In remarks to Legal Newsline, Manookian said this challenge is “the first time that I know of that someone has actually said that these vaccine mandates amount to battery.”

“It’s a forced kind of touching that is unwanted and it also has resulted in an injury,” she explained. “So, I think that’s a really important issue for us to adjudicate.” 

The lawsuit demands that Nike pay out $75,000 in damages to each of the plaintiffs, who “lost their jobs, their careers, and had to start over.”

“We refused to relinquish our right to bodily autonomy and medical freedom or violate our right to religious beliefs when Nike mandated the Covid injections and for that we suffered discrimination, violation of our privacy, and injury — ultimately losing our well-paying jobs and successful careers at Nike,” the plaintiffs said.

“We hope that by holding Nike accountable, we are standing for all Americans as we send a message to all corporations that their employees are not disposable and their rights must be honored,” they added.

Meanwhile, this isn’t the only legal challenge Nike is facing concerning alleged discrimination against employees who objected to the jab mandate on religious grounds.
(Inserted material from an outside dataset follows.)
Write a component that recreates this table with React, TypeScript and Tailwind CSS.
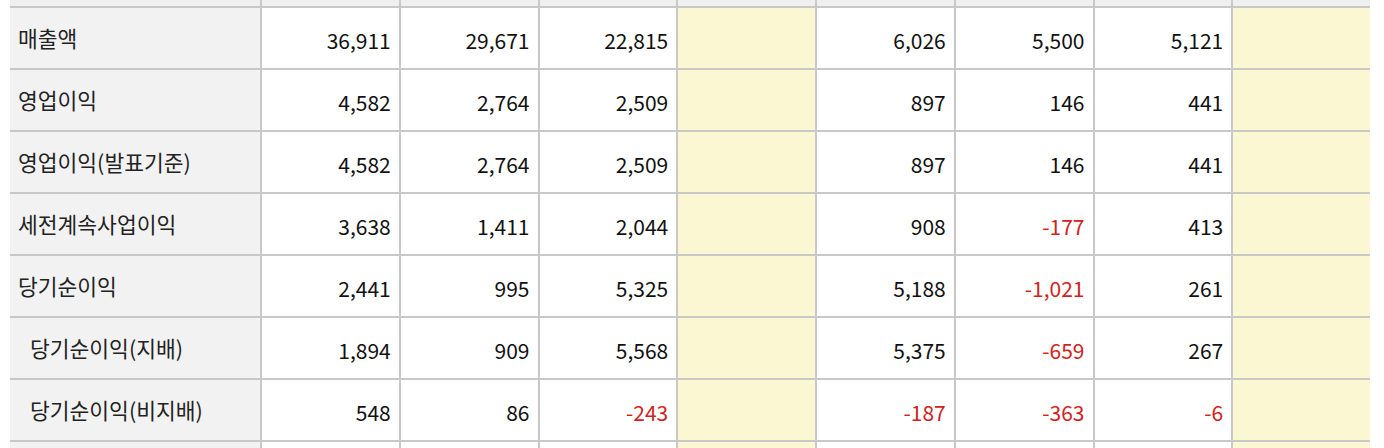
import React from 'react'

type Row = { label: string; indent?: boolean; values: (number | null)[] }

const rows: Row[] = [
  { label: '매출액', values: [36911, 29671, 22815, null, 6026, 5500, 5121, null] },
  { label: '영업이익', values: [4582, 2764, 2509, null, 897, 146, 441, null] },
  { label: '영업이익(발표기준)', values: [4582, 2764, 2509, null, 897, 146, 441, null] },
  { label: '세전계속사업이익', values: [3638, 1411, 2044, null, 908, -177, 413, null] },
  { label: '당기순이익', values: [2441, 995, 5325, null, 5188, -1021, 261, null] },
  { label: '당기순이익(지배)', indent: true, values: [1894, 909, 5568, null, 5375, -659, 267, null] },
  { label: '당기순이익(비지배)', indent: true, values: [548, 86, -243, null, -187, -363, -6, null] },
]

const fmt = (n: number) => n.toLocaleString('en-US')

// 4번째, 8번째 칸은 추정치 컬럼 (노란 배경)
const isEst = (i: number) => i === 3 || i === 7

function Cell({ value, index }: { value: number | null; index: number }) {
  return (
    <div
      className={`flex items-center justify-end pr-2 pt-1 text-[21px] ${isEst(index) ? 'bg-[#fcf7d3]' : 'bg-white'} ${
        value !== null && value < 0 ? 'text-[#d0231c]' : 'text-[#111]'
      }`}
    >
      {value !== null ? fmt(value) : ''}
    </div>
  )
}

export default function App() {
  return (
    <div className="w-[1384px] h-[448px] overflow-hidden bg-white pl-[10px] pr-[14px]">
      <div
        className="-mt-[55px] grid grid-cols-[250px_repeat(8,1fr)] gap-[2px] bg-[#c8c8c8] leading-none"
        style={{ fontFamily: '"Noto Sans CJK KR", "Noto Sans", sans-serif' }}
      >
        {/* 헤더 (잘린 부분) */}
        <div className="h-[61px] bg-[#f0f0f0]" />
        {Array.from({ length: 8 }).map((_, i) => (
          <div key={i} className="h-[61px] bg-[#f0f0f0]" />
        ))}

        {rows.map((row) => (
          <React.Fragment key={row.label}>
            <div
              className={`h-[60px] flex items-center text-[21.5px] bg-[#f2f2f2] text-[#222] ${row.indent ? 'pl-5' : 'pl-2'}`}
            >
              {row.label}
            </div>
            {row.values.map((v, i) => (
              <Cell key={i} value={v} index={i} />
            ))}
          </React.Fragment>
        ))}

        {/* 다음 행 (잘린 부분) */}
        <div className="h-[60px] bg-[#f2f2f2]" />
        {Array.from({ length: 8 }).map((_, i) => (
          <div key={i} className={`h-[60px] ${isEst(i) ? 'bg-[#fcf7d3]' : 'bg-white'}`} />
        ))}
      </div>
    </div>
  )
}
A separate but similar lawsuit was filed against Nike in June by former employee Jamaal Galloway and is also moving forward.

In the August 9 press release, HFDF pointed out that the U.S. Supreme Court ruled in Groff v. DeJoy in June that companies must accommodate the religious beliefs of employees unless those beliefs cause “substantial increased costs in relation to the conduct of” the company.

“Nike would have experienced no increased cost in accommodating these employees,” HFDF argued.